LIPIDETECTIVE_MODELS_DIR

Base directory for model files

LIPIDETECTIVE_OUTPUT_DIR

Base directory for experiment outputs

LIPIDETECTIVE_CONFIG_DIR

Base directory for config files (e.g. splitting instructions)

Example:

export LIPIDETECTIVE_DATA_DIR=/mnt/data/lipidomics
uv run lipidetective --config config.yaml

Programmatic Access

Path resolution functions can be used directly in Python:

from lipidetective import (
    get_project_root,
    resolve_data_path,
    resolve_model_path,
    resolve_output_path,
    resolve_config_path,
)

data_file = resolve_data_path('processed/dataset.hdf5')
model_file = resolve_model_path('lipidetective_model.pth')

Workflow

workflow:
  train: False
  validate: False
  test: False
  tune: False
  predict: True
  save_model: False
  load_model: True
  log_every_n_steps: 10

Key

Default

Description

train

False

Train the model

validate

False

Enable validation during training (requires train: True)

test

False

Evaluate on the test set

tune

False

Run hyperparameter tuning with Ray Tune

predict

True

Run prediction on mzML input

save_model

False

Save model weights to the output directory after training

load_model

True

Load pre-trained model weights from files.saved_model

log_every_n_steps

10

PyTorch Lightning logging frequency

Warning

When loading a pre-trained model (load_model: True), the transformer, input_embedding, and model settings in your config must exactly match the config used to train that model. The saved .pth file contains only weight tensors — no architecture metadata. If any parameter differs (e.g. d_model, num_heads, n_peaks), PyTorch will raise a RuntimeError due to mismatched tensor shapes.
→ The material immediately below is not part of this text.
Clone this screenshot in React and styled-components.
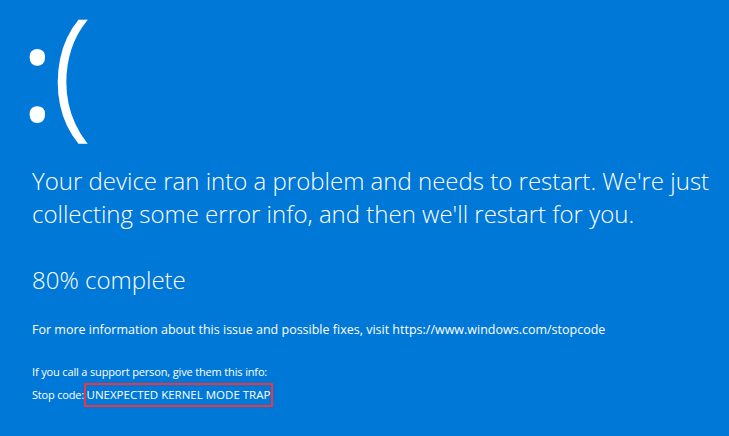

Always keep the config file that was used for training alongside the saved model.

Training

training:
  k: 6
  learning_rate: 0.004
  lr_step: 2
  epochs: 15
  batch: 512
  nr_workers: 0

Key

Default

Description

k

6

Number of folds for k-fold cross-validation

learning_rate

0.004

Initial learning rate

lr_step

2

Step size for learning rate scheduler

epochs

15

Number of training epochs

batch

512

Training batch size

nr_workers

0

DataLoader worker processes (0 = main process)

Test

test:
  batch: 512
  confidence_score: True

Key

Default

Description

batch

512

Test batch size

confidence_score

True

Compute confidence scores for predictions

Prediction

predict:
  output: "best_prediction"
  batch: 512
  save_spectrum: False
  confidence_threshold: 0.98
  keep_empty: False
  keep_wrong_polarity_preds: False

Key

Default

Description

output

"best_prediction"

"best_prediction" for top-1 or "top3" for top-3 results

batch

512

Prediction batch size

save_spectrum

False

Include raw spectrum data in output

confidence_threshold

0.98

Minimum confidence to report a prediction

keep_empty

False

Include spectra with no confident prediction

keep_wrong_polarity_preds

False

Keep predictions with mismatched polarity

Hyperparameter Tuning

tune:
  nr_trials: 1
  grace_period: 2
  resources_per_trial: null

Key

Default

Description

nr_trials

1

Number of Ray Tune trials

grace_period

2

Minimum epochs before early stopping (ASHA scheduler)

resources_per_trial

null

CPU/GPU allocation per trial (null = auto-detect)

Input Embedding

input_embedding:
  n_peaks: 30
  max_mz: 1600
  decimal_accuracy: 1

Key

Default

Description

n_peaks

30

Number of highest-intensity peaks to retain

max_mz

1600

Maximum m/z value for spectrum binning

decimal_accuracy

1

Decimal precision for m/z values

Transformer

transformer:
  d_model: 32
  num_heads: 4
  dropout: 0.1
  ffn_hidden: 256
  num_layers: 2
  output_seq_length: 11

Key

Default

Description

d_model

32

Embedding dimension (must be divisible by num_heads)

num_heads

4

Number of attention heads

dropout

0.1

Dropout rate

ffn_hidden

256

Hidden dimension of the feed-forward layers

num_layers

2

Number of encoder/decoder layers

output_seq_length

11

Maximum output token sequence length

WandB Integration

wandb:
  group: 'Debugging'

Uncomment the wandb section in the config to enable Weights & Biases experiment tracking. The group field organizes runs within a WandB project.

Comment

comment: 'Info on the purpose of the current run'

A free-text field to annotate the purpose of the current experiment. Logged with the run metadata.